140. Word Break II - Leetcode Solution

Code Implementation

from typing import List

class Solution:
    def wordBreak(self, s: str, wordDict: List[str]) -> List[str]:
        word_set = set(wordDict)
        memo = {}

        def dfs(start):
            if start == len(s):
                return ['']
            if start in memo:
                return memo[start]
            res = []
            for end in range(start + 1, len(s) + 1):
                word = s[start:end]
                if word in word_set:
                    for sub in dfs(end):
                        if sub:
                            res.append(word + ' ' + sub)
                        else:
                            res.append(word)
            memo[start] = res
            return res

        return dfs(0)

#include <vector>
#include <string>
#include <unordered_set>
#include <unordered_map>

using namespace std;

class Solution {
public:
    vector<string> wordBreak(string s, vector<string>& wordDict) {
        unordered_set<string> wordSet(wordDict.begin(), wordDict.end());
        unordered_map<int, vector<string>> memo;
        return dfs(s, 0, wordSet, memo);
    }

private:
    vector<string> dfs(const string& s, int start, unordered_set<string>& wordSet, unordered_map<int, vector<string>>& memo) {
        if (start == s.size()) return {""};
        if (memo.count(start)) return memo[start];
        vector<string> res;
        for (int end = start + 1; end <= s.size(); ++end) {
            string word = s.substr(start, end - start);
            if (wordSet.count(word)) {
                vector<string> subs = dfs(s, end, wordSet, memo);
                for (const string& sub : subs) {
                    if (sub.empty())
                        res.push_back(word);
                    else
                        res.push_back(word + " " + sub);
                }
            }
        }
        memo[start] = res;
        return res;
    }
};

import java.util.*;

class Solution {
    public List<String> wordBreak(String s, List<String> wordDict) {
        Set<String> wordSet = new HashSet<>(wordDict);
        Map<Integer, List<String>> memo = new HashMap<>();
        return dfs(s, 0, wordSet, memo);
    }

    private List<String> dfs(String s, int start, Set<String> wordSet, Map<Integer, List<String>> memo) {
        if (start == s.length()) return Arrays.asList("");
        if (memo.containsKey(start)) return memo.get(start);
        List<String> res = new ArrayList<>();
        for (int end = start + 1; end <= s.length(); end++) {
            String word = s.substring(start, end);
            if (wordSet.contains(word)) {
                List<String> subs = dfs(s, end, wordSet, memo);
                for (String sub : subs) {
                    if (sub.isEmpty())
                        res.add(word);
                    else
                        res.add(word + " " + sub);
                }
            }
        }
        memo.put(start, res);
        return res;
    }
}

/**
 * @param {string} s
 * @param {string[]} wordDict
 * @return {string[]}
 */
var wordBreak = function(s, wordDict) {
    const wordSet = new Set(wordDict);
    const memo = new Map();

    function dfs(start) {
        if (start === s.length) return [''];
        if (memo.has(start)) return memo.get(start);
        const res = [];
        for (let end = start + 1; end <= s.length; ++end) {
            const word = s.substring(start, end);
            if (wordSet.has(word)) {
                const subs = dfs(end);
                for (const sub of subs) {
                    if (sub) res.push(word + ' ' + sub);
                    else res.push(word);
                }
            }
        }
        memo.set(start, res);
        return res;
    }

    return dfs(0);
};

Problem Description

Given a non-empty string s and a list of strings wordDict (called the word dictionary), return all possible sentences where s can be segmented into a sequence of one or more dictionary words, with spaces added between the words. Each word in wordDict can be used multiple times in the segmentation.

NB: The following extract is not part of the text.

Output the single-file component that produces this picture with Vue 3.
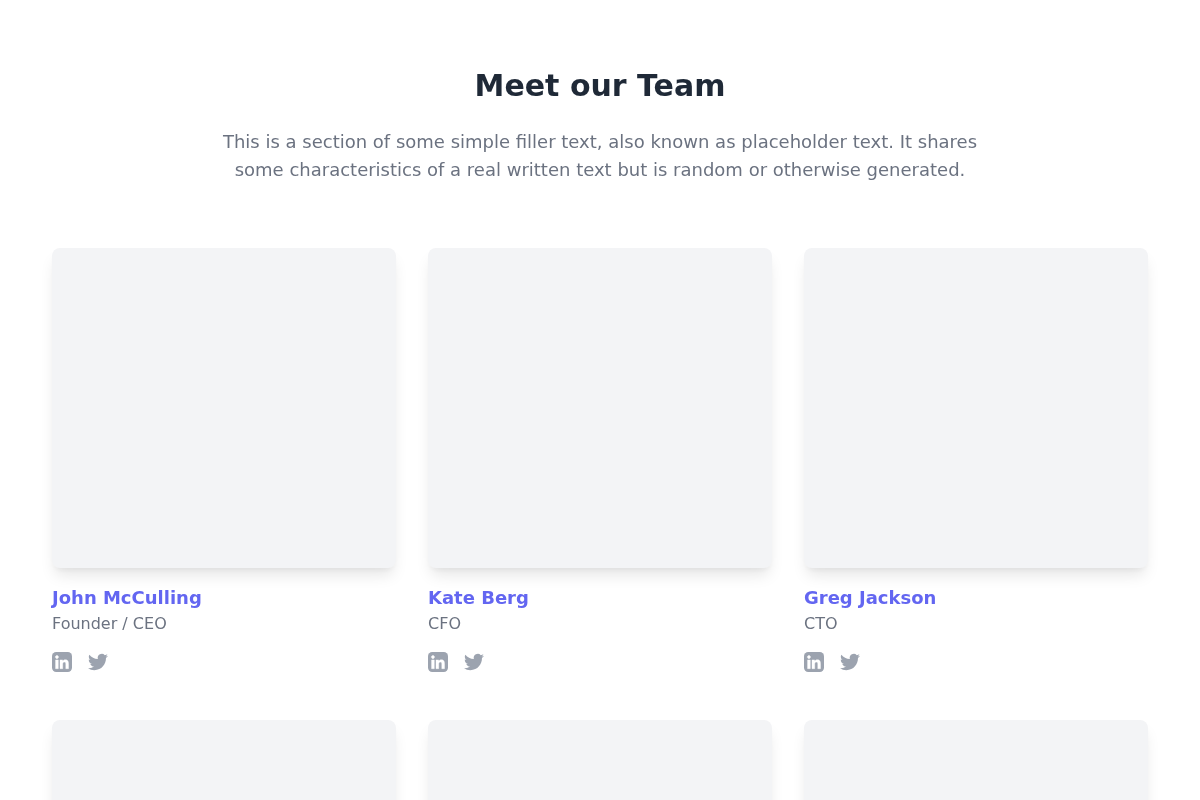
<template>
  <section class="team">
    <header class="intro">
      <h1>Meet our Team</h1>
      <p>This is a section of some simple filler text, also known as placeholder text. It shares some characteristics of a real written text but is random or otherwise generated.</p>
    </header>
    <div class="grid">
      <article v-for="(member, i) in members" :key="i" class="member">
        <div class="photo"></div>
        <template v-if="member.name">
          <h2>{{ member.name }}</h2>
          <div class="role">{{ member.role }}</div>
          <div class="links">
            <a href="#" aria-label="LinkedIn">
              <svg viewBox="0 0 24 24" width="20" height="20">
                <rect width="24" height="24" rx="5" fill="#9ca3af" />
                <path transform="translate(1 1.2) scale(.92 .92)" fill="#fff" stroke="#fff" stroke-width=".5" d="M20.447 20.452h-3.554v-5.569c0-1.328-.027-3.037-1.852-3.037-1.853 0-2.136 1.445-2.136 2.939v5.667H9.351V9h3.414v1.561h.046c.477-.9 1.637-1.85 3.37-1.85 3.601 0 4.267 2.37 4.267 5.455v6.286zM5.337 7.433c-1.144 0-2.063-.926-2.063-2.065 0-1.138.92-2.063 2.063-2.063 1.14 0 2.064.925 2.064 2.063 0 1.139-.925 2.065-2.064 2.065zm1.782 13.019H3.555V9h3.564v11.452z" />
              </svg>
            </a>
            <a href="#" aria-label="Twitter">
              <svg viewBox="0 0 24 24" width="20" height="20">
                <path fill="#9ca3af" d="M23.953 4.57a10 10 0 01-2.825.775 4.958 4.958 0 002.163-2.723c-.951.555-2.005.959-3.127 1.184a4.92 4.92 0 00-8.384 4.482C7.69 8.095 4.067 6.13 1.64 3.162a4.822 4.822 0 00-.666 2.475c0 1.71.87 3.213 2.188 4.096a4.904 4.904 0 01-2.228-.616v.06a4.923 4.923 0 003.946 4.827 4.996 4.996 0 01-2.212.085 4.936 4.936 0 004.604 3.417 9.867 9.867 0 01-6.102 2.105c-.39 0-.779-.023-1.17-.067a13.995 13.995 0 007.557 2.209c9.053 0 13.998-7.496 13.998-13.985 0-.21 0-.42-.015-.63A9.935 9.935 0 0024 4.59z" />
              </svg>
            </a>
          </div>
        </template>
      </article>
    </div>
  </section>
</template>

<script setup>
// second row only shows the photos in this view
const members = [
  { name: 'John McCulling', role: 'Founder / CEO' },
  { name: 'Kate Berg', role: 'CFO' },
  { name: 'Greg Jackson', role: 'CTO' },
  {},
  {},
  {}
]
</script>

<style scoped>
.team {
  padding: 68px 52px 48px;
  font-family: "DejaVu Sans", sans-serif;
  color: #6b7280;
  will-change: opacity;
}
.intro { text-align: center; margin-bottom: 64px; }
h1 {
  margin: 0 0 24px;
  font-size: 30px;
  line-height: 36px;
  font-weight: 700;
  color: #1f2937;
}
.intro p {
  margin: 0 auto;
  max-width: 768px;
  font-size: 18px;
  line-height: 28px;
}
.grid {
  display: grid;
  grid-template-columns: repeat(3, 344px);
  column-gap: 32px;
  row-gap: 48px;
}
.photo {
  height: 320px;
  background: #f3f4f6;
  border-radius: 8px;
  box-shadow: 0 10px 15px -3px rgba(0, 0, 0, 0.1), 0 4px 6px -2px rgba(0, 0, 0, 0.05);
}
h2 {
  margin: 16px 0 0;
  font-size: 18px;
  line-height: 28px;
  font-weight: 700;
  color: #6366f1;
}
.role { font-size: 16px; line-height: 24px; }
.links { display: flex; gap: 16px; margin-top: 16px; }
.links a { display: block; width: 20px; height: 20px; }
.links svg { display: block; }
</style>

Return all valid sentences that can be formed.
Each word in wordDict can be reused any number of times.
The answer should include all possible ways to break s into words from the dictionary.
If there is no valid segmentation, return an empty list.

Example:
Input: s = "catsanddog", wordDict = ["cat","cats","and","sand","dog"]
Output: ["cats and dog", "cat sand dog"]

Thought Process

At first glance, the problem seems to ask for all ways to break a string into words, similar to generating all possible sentences using the dictionary. A naive approach would be to try every possible way to split the string, and for each split, check if the left part is a valid word, then recursively try to break the remaining right part. This brute-force approach quickly becomes inefficient as the number of possible splits grows exponentially with the string length.

To optimize, we can notice that many subproblems repeat: for example, the way to break the substring starting at a certain index doesn't depend on how we got there. This is a typical case for memoization (caching results), where we store the results of subproblems and reuse them when needed, avoiding redundant work.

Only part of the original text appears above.